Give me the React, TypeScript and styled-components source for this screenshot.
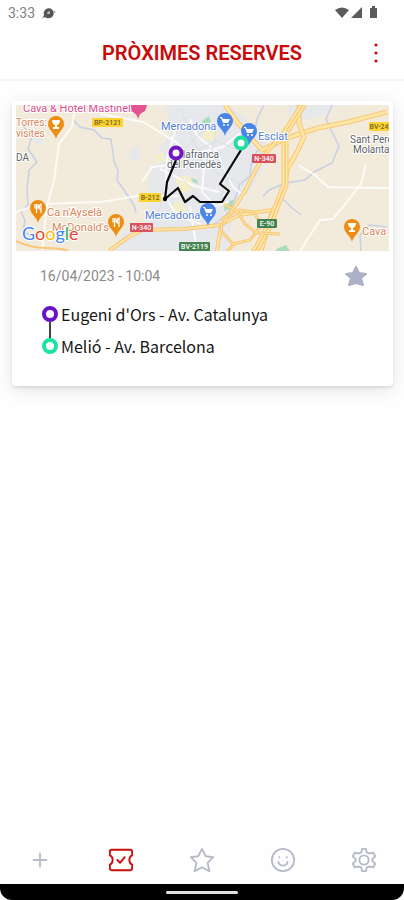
import React from "react";
import styled, { createGlobalStyle } from "styled-components";

const GlobalStyle = createGlobalStyle`
  *, *::before, *::after { box-sizing: border-box; }
  body { margin: 0; background: #fefefe; font-family: Roboto, sans-serif; }
`;

const Screen = styled.div`
  min-height: 100vh;
  display: flex;
  flex-direction: column;
  background: #fefefe;
`;

const StatusBar = styled.div`
  display: flex;
  align-items: center;
  justify-content: space-between;
  height: 26px;
  padding: 0 25px 0 8px;
  color: #808080;
  font-size: 14px;
`;

const StatusGroup = styled.div`
  display: flex;
  align-items: center;
  gap: 6px;
`;

const Header = styled.header`
  display: grid;
  grid-template-columns: 40px 1fr 40px;
  align-items: center;
  height: 55px;
  padding: 0 8px;
  border-bottom: 2px solid #f7f7f7;
`;

const Title = styled.h1`
  grid-column: 2;
  margin: 0;
  color: #c80a0a;
  font-size: 20px;
  font-weight: 600;
  line-height: 24px;
  text-align: center;
  white-space: nowrap;
`;

const IconButton = styled.button`
  display: grid;
  place-items: center;
  height: 40px;
  padding: 0;
  border: 0;
  background: none;
  cursor: pointer;
`;

const Main = styled.main`
  flex: 1;
  padding: 20px 11px 20px 12px;
`;

const Card = styled.article`
  padding: 4px 4px 24px;
  border-radius: 4px;
  background: #fff;
  box-shadow: 0 2px 3px rgba(0, 0, 0, 0.09), 0 4px 18px rgba(0, 0, 0, 0.1);
`;

const MapPicture = styled.svg`
  display: block;
  width: 100%;
  height: auto;
`;

const CardTop = styled.div`
  display: flex;
  align-items: center;
  justify-content: space-between;
  padding: 5px 13px 0 24px;
`;

const DateText = styled.time`
  color: #8a8a8a;
  font-size: 14px;
  line-height: 20px;
`;

const StarButton = styled(IconButton)`
  width: 40px;
`;

const Stops = styled.ol`
  list-style: none;
  margin: 0;
  padding: 2px 26px 0;
`;

const Stop = styled.li`
  display: flex;
  align-items: center;
  gap: 3px;
  height: 32px;
  color: #161616;
  font-family: "Noto Sans CJK SC", sans-serif;
  font-size: 16px;
  line-height: 24px;
`;

const Marker = styled.span<{ $color: string; $linked?: boolean }>`
  position: relative;
  flex: none;
  width: 16px;
  height: 16px;
  border: 4px solid ${(p) => p.$color};
  border-radius: 50%;

  &::after {
    content: "";
    display: ${(p) => (p.$linked ? "block" : "none")};
    position: absolute;
    top: 12px;
    left: 3px;
    width: 2px;
    height: 18px;
    background: #444;
  }
`;

const Nav = styled.nav`
  display: grid;
  grid-template-columns: repeat(5, 1fr);
  height: 48px;
`;

const NavButton = styled.button<{ $active?: boolean }>`
  display: grid;
  place-items: center;
  padding: 0;
  border: 0;
  background: none;
  color: ${(p) => (p.$active ? "#cc0d0d" : "#b7bbc8")};
  cursor: pointer;
`;

const Icon = styled.svg`
  width: 26px;
  height: 26px;
  fill: none;
  stroke: currentColor;
  stroke-width: 2;
  stroke-linecap: round;
  stroke-linejoin: round;
`;

const SystemBar = styled.div`
  display: grid;
  justify-items: center;
  align-items: center;
  height: 16px;
  border-radius: 0 0 12px 12px;
  background: #000;

  &::after {
    content: "";
    width: 72px;
    height: 3px;
    border-radius: 2px;
    background: #e4dfe2;
  }
`;

const PIN = "M0 12C-1 6-8 3-8-3a8 8 0 0 1 16 0C8 3 1 6 0 12Z";

type PinKind = "food" | "shop" | "wine";

const GLYPHS: Record<PinKind, React.ReactNode> = {
  food: <path d="M-3-7v4h3v-4M-1.5-7V2M3 2v-9q-2 1-2 5h2" fill="none" stroke="#fff" strokeWidth="1.2" />,
  shop: (
    <g fill="#fff">
      <path d="M-5-7h2l1 2h7L3-1h-5L-4-6h-1Z" />
      <circle cx="-1" cy="1" r="1" />
      <circle cx="3" cy="1" r="1" />
    </g>
  ),
  wine: <path d="M-4-7h8q0 4-3 5v2h2v2h-6V0h2v-2q-3-1-3-5Z" fill="#fff" />,
};

function Pin({ x, y, kind }: { x: number; y: number; kind: PinKind }) {
  return (
    <g transform={`translate(${x} ${y})`}>
      <path d={PIN} fill={kind === "shop" ? "#4a86e8" : "#ee8d14"} />
      {GLYPHS[kind]}
    </g>
  );
}

function Shield({ x, y, w, label, fill, ink = "#fff" }: {
  x: number; y: number; w: number; label: string; fill: string; ink?: string;
}) {
  return (
    <g>
      <rect x={x} y={y} width={w} height="9" rx="1" fill={fill} />
      <text x={x + w / 2} y={y + 7} textAnchor="middle" fontSize="7" fontWeight="500" fill={ink}>{label}</text>
    </g>
  );
}

function Road({ d, w }: { d: string; w: number }) {
  return (
    <g fill="none" strokeLinejoin="round">
      <path d={d} stroke="#f7c777" strokeWidth={w} />
      <path d={d} stroke="#ffe6a5" strokeWidth={w - 2} />
      {w > 5 && <path d={d} stroke="#f5bc66" strokeWidth="1" />}
    </g>
  );
}

function RouteMap() {
  return (
    <MapPicture viewBox="16 104 373 146" role="img" aria-label="Mapa de la ruta" fontFamily="Roboto, sans-serif">
      <rect x="16" y="104" width="373" height="146" fill="#f2ebdb" />
      <g fill="#e6e8ec">
        <path d="M166 104h63l35 31 2 28-15 25-17 18-7 44h-53l-24-25-2-43 9-32 15-18Z" />
        <path d="M287 104h50l-13 10-34 8ZM134 146l-7 10 13 5v-16Z" />
        <path d="M151 217l-27 14-13 19h74l-12-28Z" />
        <path d="M30 137l8 8 6-6-10-8Z" />
      </g>
      <g fill="#f4eecb">
        <path d="M174 177l15-3 5 13-11 6ZM171 205l9-6 7 11-9 3ZM205 127l14 4-6 10-11-4ZM155 154l8-3 2 9-9 3Z" />
      </g>
      <g fill="#abddb8">
        <path d="M202 120l7-5 2 6-8 4ZM191 177l6 2 1 4-5-2ZM225 202l10-4-3 9-8 3ZM278 247l8-3 4 6h-15Z" />
      </g>
      <g fill="none" stroke="#c8d0e6" strokeWidth="1.5">
        <path d="M73 119l7 7 14 3 8 8 9 1 3 22 4 10-1 9 7 10 10 15 2 8" />
        <path d="M23 125l9 10-4 13 9 13-8 8-2 20 1 15-7 6 4 10-2 10 8 5" />
        <path d="M264 104l-7 14-4 20 6 10-7 9-2 18-10 8-8 24-7 8-11 8" />
        <path d="M332 104l-6 14 6 13 7 14-7 17-18 9-9 8-19 3-17 7-6 6" />
        <path d="M281 196l10 10 10 8M361 250l-1-16 9-10 18 2" />
      </g>
      <g fill="none" stroke="#fff" strokeWidth="2" opacity=".8">
        <path d="M75 107l-3 19-13 17-5 37-7 24-5 46M16 211l22-8 63-2 42-7 35 1M100 113l43 8 33 20M298 164l17 10 13 12 62 1M300 250l20-31 13-1 28-35 5-20" />
        <path d="M190 118l7 17 19 15 17 36 12 10M160 168l35 17 24 6M190 205l7 45M171 136l17 18 35-8 20-16M205 155l-3 36 13 14 14-4M142 181l10-15 18-2M176 127l-9 30-2 38 12 20 24 8" />
      </g>
      <g fill="none" stroke="#dcdfe4">
        <path d="M158 214l10-34 18-26 31-14 23 10M181 108l13 34 23 30 26 12M205 128l-19 18-7 28 20 22M218 121l-6 28 18 25-13 30" />
      </g>
      <Road d="M109 250l21-15 13-6 41-1 36-4 19-10 33-5" w={4} />
      <path d="M16 240q14 7 30 7t22 3" fill="none" stroke="#f7c777" strokeWidth="2" />
      <Road d="M225 104l13 18 14 16 10 11 25-12 31-10 30-6 39-10" w={5} />
      <Road d="M305 104l-20 26-23 27-17 33-11 17-13 18-4 25" w={4} />
      <Road d="M299 104v18l5 14-7 15-10 18-3 20-13 26-10 35" w={5} />
      <Road d="M303 104l-18 28v52l-17 43-14 25" w={7} />
      <Road d="M224 203l13 7 8 13 12 9 23 1M239 209l-16 8-2 13 12 13 17-4 12-15-9-13ZM235 243l-8 7" w={3} />

      <g fontSize="10" strokeWidth="2" paintOrder="stroke" strokeLinejoin="round" stroke="#fff">
        <g fill="#da4c91" fontSize="11">
          <text x="23" y="111">Cava &amp; Hotel Mastinell</text>
        </g>
        <g fill="#d88456">
          <text x="16" y="125">Torres:</text>
          <text x="16" y="136">visites</text>
        </g>
        <g fill="#d88456" fontSize="11">
          <text x="47" y="215">Ca n'Ayselà</text>
          <text x="52" y="230">McDonald's</text>
          <text x="362" y="234">Cava</text>
        </g>
        <g fill="#5480d5" fontSize="11">
          <text x="161" y="129">Mercadona</text>
          <text x="145" y="218">Mercadona</text>
          <text x="258" y="139">Esclat</text>
        </g>
        <g fill="#5e626a">
          <text x="174" y="157">Vilafranca</text>
          <text x="167" y="167">del Penedès</text>
          <text x="350" y="142">Sant Pere</text>
          <text x="353" y="152">Molanta</text>
          <text x="16" y="160">DA</text>
        </g>
      </g>
      <Shield x={92} y={117} w={31} label="BP-2121" fill="#fbd434" ink="#78631b" />
      <Shield x={139} y={192} w={22} label="B-212" fill="#fbd434" ink="#78631b" />
      <Shield x={369} y={121} w={28} label="BV-2429" fill="#fbd434" ink="#78631b" />
      <Shield x={252} y={153} w={24} label="N-340" fill="#d9515c" />
      <Shield x={130} y={222} w={23} label="N-340" fill="#d9515c" />
      <Shield x={257} y={218} w={20} label="E-90" fill="#458350" />
      <Shield x={179} y={241} w={31} label="BV-2119" fill="#458350" />

      <path d="M131 104h16l-2 6-5 3-2 5q-1-5-4-6-3-3-3-8Z" fill="#e45291" />
      <Pin x={56} y={126} kind="wine" />
      <Pin x={38} y={210} kind="food" />
      <Pin x={116} y={224} kind="food" />
      <Pin x={352} y={229} kind="wine" />
      <Pin x={225} y={123} kind="shop" />
      <Pin x={249} y={133} kind="shop" />
      <Pin x={208} y={213} kind="shop" />

      <path d="M176 159l-9 22-2 17 13-11 7 14 8-6 7 6h22l7-11-9-7 21-34" fill="none" stroke="#090909" strokeWidth="2.2" strokeLinejoin="round" />
      <circle cx="165" cy="198" r="2.2" />
      <circle cx="176" cy="152" r="5.5" fill="#fff" stroke="#6f17c8" strokeWidth="4" />
      <circle cx="241" cy="142" r="5.5" fill="#fff" stroke="#21dda0" strokeWidth="4" />

      <text x="22" y="239" fontFamily="Lato, sans-serif" fontSize="18" stroke="#fff" strokeWidth="2" paintOrder="stroke">
        <tspan fill="#4285f4">G</tspan>
        <tspan fill="#ea4335">o</tspan>
        <tspan fill="#fbbc05">o</tspan>
        <tspan fill="#4285f4">g</tspan>
        <tspan fill="#34a853">l</tspan>
        <tspan fill="#ea4335">e</tspan>
      </text>
    </MapPicture>
  );
}

const STOPS = [
  { name: "Eugeni d'Ors - Av. Catalunya", color: "#6b11c7" },
  { name: "Melió - Av. Barcelona", color: "#18e5a1" },
];

const TABS = [
  { label: "Nova reserva", icon: <path d="M14 7v14M7 14h14" /> },
  {
    label: "Reserves",
    icon: (
      <>
        <path d="M4 3h20q2 0 2 2v4q-3 1-3 5t3 5v4q0 2-2 2H4q-2 0-2-2v-4q3-1 3-5T2 9V5q0-2 2-2Z" />
        <path d="M10 14l3 3 5-6" />
      </>
    ),
  },
  { label: "Preferits", icon: <path d="M14 2l4 8 8 1-6 6 2 9-8-4-8 4 2-9-6-6 8-1Z" /> },
  {
    label: "Perfil",
    icon: (
      <>
        <circle cx="14" cy="14" r="12" />
        <path d="M9 16q1 4 5 4t5-4M10 11h.1M18 11h.1" />
      </>
    ),
  },
  {
    label: "Configuració",
    icon: (
      <>
        <path d="M12 2h4l1 4 3 1 4-1 2 4-3 3v2l3 3-2 4-4-1-3 1-1 4h-4l-1-4-3-1-4 1-2-4 3-3v-2l-3-3 2-4 4 1 3-1Z" />
        <circle cx="14" cy="14" r="5" />
      </>
    ),
  },
];

export default function App() {
  return (
    <Screen>
      <GlobalStyle />
      <StatusBar>
        <StatusGroup>
          <span>3:33</span>
          <svg width="15" height="14" viewBox="0 0 15 14" aria-hidden="true">
            <path d="M1 13l2-4a5 5 0 1 1 3 3l-3-1Z" fill="#555" />
            <path d="M6 7h3M8 5v3" stroke="#ddd" />
            <circle cx="13.5" cy="6" r="1" fill="#aaa" />
          </svg>
        </StatusGroup>
        <svg width="44" height="14" viewBox="0 0 44 14" fill="#5b5b5b" aria-hidden="true">
          <path d="M0 4q7-5 14 0L7 12ZM16 12L27 1v11ZM35 2h2V0h3v2h2v10h-7Z" />
        </svg>
      </StatusBar>
      <Header>
        <Title>PRÒXIMES RESERVES</Title>
        <IconButton aria-label="Més opcions">
          <svg width="4" height="20" viewBox="0 0 4 20" fill="#c80a0a" aria-hidden="true">
            <circle cx="2" cy="2" r="1.6" />
            <circle cx="2" cy="10" r="1.6" />
            <circle cx="2" cy="18" r="1.6" />
          </svg>
        </IconButton>
      </Header>
      <Main>
        <Card>
          <RouteMap />
          <CardTop>
            <DateText dateTime="2023-04-16T10:04">16/04/2023 - 10:04</DateText>
            <StarButton aria-label="Afegeix a preferits">
              <svg width="24" height="24" viewBox="0 0 24 24" fill="#acb1c6" stroke="#acb1c6" strokeWidth="2" strokeLinejoin="round" aria-hidden="true">
                <path d="M12 3l3 6 7 1-5 4 2 7-7-2-7 2 2-7-5-4 7-1Z" />
              </svg>
            </StarButton>
          </CardTop>
          <Stops>
            {STOPS.map((stop, i) => (
              <Stop key={stop.name}>
                <Marker $color={stop.color} $linked={i < STOPS.length - 1} />
                <span>{stop.name}</span>
              </Stop>
            ))}
          </Stops>
        </Card>
      </Main>
      <Nav aria-label="Navegació principal">
        {TABS.map((tab, i) => (
          <NavButton key={tab.label} $active={i === 1} aria-label={tab.label} aria-current={i === 1 ? "page" : undefined}>
            <Icon viewBox="0 0 28 28" aria-hidden="true">{tab.icon}</Icon>
          </NavButton>
        ))}
      </Nav>
      <SystemBar />
    </Screen>
  );
}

++++++++++

Set exercise
Look through the listing and extract every line with "React" in it.

The answer
Give me the React, TypeScript and styled-components source for this screenshot.
import React from "react";
const GLYPHS: Record<PinKind, React.ReactNode> = {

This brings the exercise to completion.